## Data shown
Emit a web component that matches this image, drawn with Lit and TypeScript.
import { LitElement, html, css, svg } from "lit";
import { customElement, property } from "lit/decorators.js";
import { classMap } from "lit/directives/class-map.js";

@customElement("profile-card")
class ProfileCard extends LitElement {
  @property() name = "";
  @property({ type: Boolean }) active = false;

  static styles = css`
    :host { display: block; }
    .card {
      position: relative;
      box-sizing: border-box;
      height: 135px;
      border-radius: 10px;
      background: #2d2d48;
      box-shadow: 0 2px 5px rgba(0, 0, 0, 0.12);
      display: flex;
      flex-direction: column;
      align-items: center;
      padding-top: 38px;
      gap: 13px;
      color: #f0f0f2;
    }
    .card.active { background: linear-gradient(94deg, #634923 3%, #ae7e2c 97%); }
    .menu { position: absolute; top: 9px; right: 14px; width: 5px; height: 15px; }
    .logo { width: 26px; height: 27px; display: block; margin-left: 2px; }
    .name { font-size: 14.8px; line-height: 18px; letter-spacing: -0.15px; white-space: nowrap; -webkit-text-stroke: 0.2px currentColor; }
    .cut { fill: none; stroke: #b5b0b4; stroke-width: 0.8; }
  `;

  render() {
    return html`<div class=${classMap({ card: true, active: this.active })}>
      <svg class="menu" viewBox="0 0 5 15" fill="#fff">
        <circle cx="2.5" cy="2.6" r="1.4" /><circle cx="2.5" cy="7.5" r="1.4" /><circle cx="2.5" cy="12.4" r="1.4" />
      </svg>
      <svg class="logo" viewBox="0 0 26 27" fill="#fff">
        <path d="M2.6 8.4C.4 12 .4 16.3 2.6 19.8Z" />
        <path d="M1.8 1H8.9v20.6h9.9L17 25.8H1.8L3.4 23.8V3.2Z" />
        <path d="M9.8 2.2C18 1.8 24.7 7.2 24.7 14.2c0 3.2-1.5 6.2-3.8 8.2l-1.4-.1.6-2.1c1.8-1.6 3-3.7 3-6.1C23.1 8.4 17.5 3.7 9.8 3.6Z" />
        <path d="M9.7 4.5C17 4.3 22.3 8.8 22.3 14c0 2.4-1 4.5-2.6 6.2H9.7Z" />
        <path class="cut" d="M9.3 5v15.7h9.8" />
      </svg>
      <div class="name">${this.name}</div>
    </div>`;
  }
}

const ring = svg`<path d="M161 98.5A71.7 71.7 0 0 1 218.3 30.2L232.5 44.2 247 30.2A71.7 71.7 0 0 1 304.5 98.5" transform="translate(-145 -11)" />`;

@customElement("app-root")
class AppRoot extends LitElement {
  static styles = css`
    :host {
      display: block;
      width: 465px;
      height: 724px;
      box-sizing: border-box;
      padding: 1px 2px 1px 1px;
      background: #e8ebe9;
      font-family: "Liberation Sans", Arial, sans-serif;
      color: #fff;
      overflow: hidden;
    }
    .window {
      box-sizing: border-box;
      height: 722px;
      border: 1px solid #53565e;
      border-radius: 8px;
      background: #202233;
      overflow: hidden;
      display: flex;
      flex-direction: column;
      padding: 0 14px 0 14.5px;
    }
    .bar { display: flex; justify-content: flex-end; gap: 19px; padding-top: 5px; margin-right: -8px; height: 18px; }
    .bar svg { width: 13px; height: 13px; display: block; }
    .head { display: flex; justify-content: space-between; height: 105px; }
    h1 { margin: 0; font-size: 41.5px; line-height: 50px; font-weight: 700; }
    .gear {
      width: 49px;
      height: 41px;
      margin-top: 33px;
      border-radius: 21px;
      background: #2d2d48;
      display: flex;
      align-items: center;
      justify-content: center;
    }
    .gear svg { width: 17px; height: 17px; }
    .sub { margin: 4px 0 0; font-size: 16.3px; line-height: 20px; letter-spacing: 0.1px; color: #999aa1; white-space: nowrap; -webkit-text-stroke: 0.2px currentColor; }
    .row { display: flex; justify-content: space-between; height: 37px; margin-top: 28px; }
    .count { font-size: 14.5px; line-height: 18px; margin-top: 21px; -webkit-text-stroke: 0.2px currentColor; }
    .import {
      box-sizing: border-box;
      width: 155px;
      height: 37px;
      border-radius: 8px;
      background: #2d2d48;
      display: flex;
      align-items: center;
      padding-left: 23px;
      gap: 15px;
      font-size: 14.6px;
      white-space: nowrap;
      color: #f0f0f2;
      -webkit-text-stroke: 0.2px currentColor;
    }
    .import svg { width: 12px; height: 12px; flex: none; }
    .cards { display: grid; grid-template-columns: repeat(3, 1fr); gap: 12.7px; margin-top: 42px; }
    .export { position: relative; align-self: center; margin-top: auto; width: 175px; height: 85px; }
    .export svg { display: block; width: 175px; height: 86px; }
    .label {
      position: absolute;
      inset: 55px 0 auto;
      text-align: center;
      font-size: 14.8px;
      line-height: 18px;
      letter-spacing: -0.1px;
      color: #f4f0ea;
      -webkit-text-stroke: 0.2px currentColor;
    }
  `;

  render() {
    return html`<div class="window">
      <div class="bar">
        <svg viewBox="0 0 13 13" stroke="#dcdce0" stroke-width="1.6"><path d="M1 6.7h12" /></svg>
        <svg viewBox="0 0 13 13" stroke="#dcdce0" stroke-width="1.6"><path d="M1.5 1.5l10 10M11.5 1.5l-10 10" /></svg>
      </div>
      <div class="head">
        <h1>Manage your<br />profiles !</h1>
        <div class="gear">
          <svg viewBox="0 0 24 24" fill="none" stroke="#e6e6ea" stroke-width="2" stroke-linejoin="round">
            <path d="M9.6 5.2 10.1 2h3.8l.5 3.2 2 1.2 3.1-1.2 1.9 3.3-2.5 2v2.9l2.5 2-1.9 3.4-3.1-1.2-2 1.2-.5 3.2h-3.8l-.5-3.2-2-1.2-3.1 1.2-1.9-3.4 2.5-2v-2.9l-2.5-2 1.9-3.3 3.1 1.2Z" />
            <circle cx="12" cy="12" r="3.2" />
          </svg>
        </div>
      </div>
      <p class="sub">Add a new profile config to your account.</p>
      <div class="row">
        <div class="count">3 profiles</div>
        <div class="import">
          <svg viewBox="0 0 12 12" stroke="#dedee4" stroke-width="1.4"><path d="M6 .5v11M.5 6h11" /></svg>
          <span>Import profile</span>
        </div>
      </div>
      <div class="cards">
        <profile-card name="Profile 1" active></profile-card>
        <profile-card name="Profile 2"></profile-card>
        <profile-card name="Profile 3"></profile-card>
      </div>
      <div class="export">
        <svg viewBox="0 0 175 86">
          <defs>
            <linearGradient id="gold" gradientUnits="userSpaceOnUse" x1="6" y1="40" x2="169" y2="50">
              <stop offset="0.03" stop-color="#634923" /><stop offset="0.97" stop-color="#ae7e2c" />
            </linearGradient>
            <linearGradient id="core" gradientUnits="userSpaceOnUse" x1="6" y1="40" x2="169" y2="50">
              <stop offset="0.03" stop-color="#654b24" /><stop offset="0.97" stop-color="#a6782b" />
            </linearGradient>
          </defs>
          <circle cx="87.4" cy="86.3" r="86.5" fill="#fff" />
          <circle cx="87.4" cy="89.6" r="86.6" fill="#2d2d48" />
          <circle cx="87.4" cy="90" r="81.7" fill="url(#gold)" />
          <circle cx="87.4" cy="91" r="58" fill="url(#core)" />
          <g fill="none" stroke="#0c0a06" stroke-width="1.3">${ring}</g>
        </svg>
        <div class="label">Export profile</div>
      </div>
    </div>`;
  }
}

## What the task asks
Reproduce each line verbatim.

## Result
Emit a web component that matches this image, drawn with Lit and TypeScript.
import { LitElement, html, css, svg } from "lit";
import { customElement, property } from "lit/decorators.js";
import { classMap } from "lit/directives/class-map.js";

@customElement("profile-card")
class ProfileCard extends LitElement {
  @property() name = "";
  @property({ type: Boolean }) active = false;

  static styles = css`
    :host { display: block; }
    .card {
      position: relative;
      box-sizing: border-box;
      height: 135px;
      border-radius: 10px;
      background: #2d2d48;
      box-shadow: 0 2px 5px rgba(0, 0, 0, 0.12);
      display: flex;
      flex-direction: column;
      align-items: center;
      padding-top: 38px;
      gap: 13px;
      color: #f0f0f2;
    }
    .card.active { background: linear-gradient(94deg, #634923 3%, #ae7e2c 97%); }
    .menu { position: absolute; top: 9px; right: 14px; width: 5px; height: 15px; }
    .logo { width: 26px; height: 27px; display: block; margin-left: 2px; }
    .name { font-size: 14.8px; line-height: 18px; letter-spacing: -0.15px; white-space: nowrap; -webkit-text-stroke: 0.2px currentColor; }
    .cut { fill: none; stroke: #b5b0b4; stroke-width: 0.8; }
  `;

  render() {
    return html`<div class=${classMap({ card: true, active: this.active })}>
      <svg class="menu" viewBox="0 0 5 15" fill="#fff">
        <circle cx="2.5" cy="2.6" r="1.4" /><circle cx="2.5" cy="7.5" r="1.4" /><circle cx="2.5" cy="12.4" r="1.4" />
      </svg>
      <svg class="logo" viewBox="0 0 26 27" fill="#fff">
        <path d="M2.6 8.4C.4 12 .4 16.3 2.6 19.8Z" />
        <path d="M1.8 1H8.9v20.6h9.9L17 25.8H1.8L3.4 23.8V3.2Z" />
        <path d="M9.8 2.2C18 1.8 24.7 7.2 24.7 14.2c0 3.2-1.5 6.2-3.8 8.2l-1.4-.1.6-2.1c1.8-1.6 3-3.7 3-6.1C23.1 8.4 17.5 3.7 9.8 3.6Z" />
        <path d="M9.7 4.5C17 4.3 22.3 8.8 22.3 14c0 2.4-1 4.5-2.6 6.2H9.7Z" />
        <path class="cut" d="M9.3 5v15.7h9.8" />
      </svg>
      <div class="name">${this.name}</div>
    </div>`;
  }
}

const ring = svg`<path d="M161 98.5A71.7 71.7 0 0 1 218.3 30.2L232.5 44.2 247 30.2A71.7 71.7 0 0 1 304.5 98.5" transform="translate(-145 -11)" />`;

@customElement("app-root")
class AppRoot extends LitElement {
  static styles = css`
    :host {
      display: block;
      width: 465px;
      height: 724px;
      box-sizing: border-box;
      padding: 1px 2px 1px 1px;
      background: #e8ebe9;
      font-family: "Liberation Sans", Arial, sans-serif;
      color: #fff;
      overflow: hidden;
    }
    .window {
      box-sizing: border-box;
      height: 722px;
      border: 1px solid #53565e;
      border-radius: 8px;
      background: #202233;
      overflow: hidden;
      display: flex;
      flex-direction: column;
      padding: 0 14px 0 14.5px;
    }
    .bar { display: flex; justify-content: flex-end; gap: 19px; padding-top: 5px; margin-right: -8px; height: 18px; }
    .bar svg { width: 13px; height: 13px; display: block; }
    .head { display: flex; justify-content: space-between; height: 105px; }
    h1 { margin: 0; font-size: 41.5px; line-height: 50px; font-weight: 700; }
    .gear {
      width: 49px;
      height: 41px;
      margin-top: 33px;
      border-radius: 21px;
      background: #2d2d48;
      display: flex;
      align-items: center;
      justify-content: center;
    }
    .gear svg { width: 17px; height: 17px; }
    .sub { margin: 4px 0 0; font-size: 16.3px; line-height: 20px; letter-spacing: 0.1px; color: #999aa1; white-space: nowrap; -webkit-text-stroke: 0.2px currentColor; }
    .row { display: flex; justify-content: space-between; height: 37px; margin-top: 28px; }
    .count { font-size: 14.5px; line-height: 18px; margin-top: 21px; -webkit-text-stroke: 0.2px currentColor; }
    .import {
      box-sizing: border-box;
      width: 155px;
      height: 37px;
      border-radius: 8px;
      background: #2d2d48;
      display: flex;
      align-items: center;
      padding-left: 23px;
      gap: 15px;
      font-size: 14.6px;
      white-space: nowrap;
      color: #f0f0f2;
      -webkit-text-stroke: 0.2px currentColor;
    }
    .import svg { width: 12px; height: 12px; flex: none; }
    .cards { display: grid; grid-template-columns: repeat(3, 1fr); gap: 12.7px; margin-top: 42px; }
    .export { position: relative; align-self: center; margin-top: auto; width: 175px; height: 85px; }
    .export svg { display: block; width: 175px; height: 86px; }
    .label {
      position: absolute;
      inset: 55px 0 auto;
      text-align: center;
      font-size: 14.8px;
      line-height: 18px;
      letter-spacing: -0.1px;
      color: #f4f0ea;
      -webkit-text-stroke: 0.2px currentColor;
    }
  `;

  render() {
    return html`<div class="window">
      <div class="bar">
        <svg viewBox="0 0 13 13" stroke="#dcdce0" stroke-width="1.6"><path d="M1 6.7h12" /></svg>
        <svg viewBox="0 0 13 13" stroke="#dcdce0" stroke-width="1.6"><path d="M1.5 1.5l10 10M11.5 1.5l-10 10" /></svg>
      </div>
      <div class="head">
        <h1>Manage your<br />profiles !</h1>
        <div class="gear">
          <svg viewBox="0 0 24 24" fill="none" stroke="#e6e6ea" stroke-width="2" stroke-linejoin="round">
            <path d="M9.6 5.2 10.1 2h3.8l.5 3.2 2 1.2 3.1-1.2 1.9 3.3-2.5 2v2.9l2.5 2-1.9 3.4-3.1-1.2-2 1.2-.5 3.2h-3.8l-.5-3.2-2-1.2-3.1 1.2-1.9-3.4 2.5-2v-2.9l-2.5-2 1.9-3.3 3.1 1.2Z" />
            <circle cx="12" cy="12" r="3.2" />
          </svg>
        </div>
      </div>
      <p class="sub">Add a new profile config to your account.</p>
      <div class="row">
        <div class="count">3 profiles</div>
        <div class="import">
          <svg viewBox="0 0 12 12" stroke="#dedee4" stroke-width="1.4"><path d="M6 .5v11M.5 6h11" /></svg>
          <span>Import profile</span>
        </div>
      </div>
      <div class="cards">
        <profile-card name="Profile 1" active></profile-card>
        <profile-card name="Profile 2"></profile-card>
        <profile-card name="Profile 3"></profile-card>
      </div>
      <div class="export">
        <svg viewBox="0 0 175 86">
          <defs>
            <linearGradient id="gold" gradientUnits="userSpaceOnUse" x1="6" y1="40" x2="169" y2="50">
              <stop offset="0.03" stop-color="#634923" /><stop offset="0.97" stop-color="#ae7e2c" />
            </linearGradient>
            <linearGradient id="core" gradientUnits="userSpaceOnUse" x1="6" y1="40" x2="169" y2="50">
              <stop offset="0.03" stop-color="#654b24" /><stop offset="0.97" stop-color="#a6782b" />
            </linearGradient>
          </defs>
          <circle cx="87.4" cy="86.3" r="86.5" fill="#fff" />
          <circle cx="87.4" cy="89.6" r="86.6" fill="#2d2d48" />
          <circle cx="87.4" cy="90" r="81.7" fill="url(#gold)" />
          <circle cx="87.4" cy="91" r="58" fill="url(#core)" />
          <g fill="none" stroke="#0c0a06" stroke-width="1.3">${ring}</g>
        </svg>
        <div class="label">Export profile</div>
      </div>
    </div>`;
  }
}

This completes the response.